Beach towels are an exception — if you’re lying on it, you probably want full coverage.
The Upmarket Payoff
Here’s the thing nobody tells you about quick-dry towels: they make you appreciate the alternatives.
After weeks of microfiber efficiency, that moment when you check into somewhere slightly nicer — a hotel with actual towels, thick and fluffy and freshly laundered — feels incredible. It’s like the textile equivalent of coming home.
The microfiber got you through budget hostels, beach days, and humid dorms. But that plush hotel towel? That’s the reward.
Which One Should You Get?
For most travellers: A medium-sized microfiber towel. Rainleaf or Sea to Summit Pocket Towel. Affordable, effective, compact.

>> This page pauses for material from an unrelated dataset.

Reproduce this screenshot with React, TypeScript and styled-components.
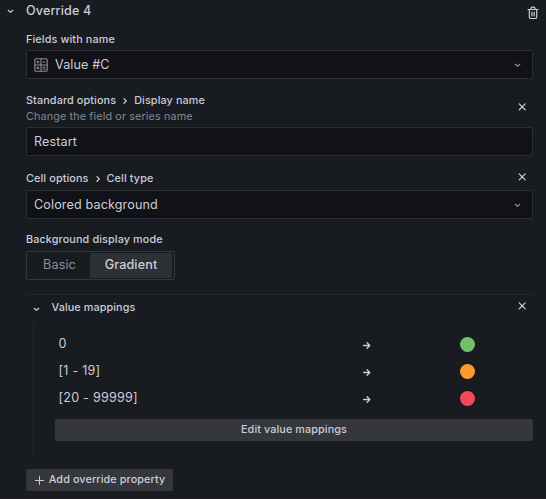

For beach-heavy trips: Dock & Bay or similar sand-free beach towel. Larger, patterned, still quick-dry.
For texture-sensitive people: Turkish towel or premium microfiber like Sea to Summit DryLite. Heavier, but more pleasant against skin.
For extreme minimalists: Sports shammy. Not comfortable, but absurdly compact.
For the eco-conscious: Bamboo towel. Natural materials, slightly heavier, feels nicer.
Most people end up with a microfiber towel and never look back. The first time you stuff a dry towel into your bag three hours after using it, you’ll understand why.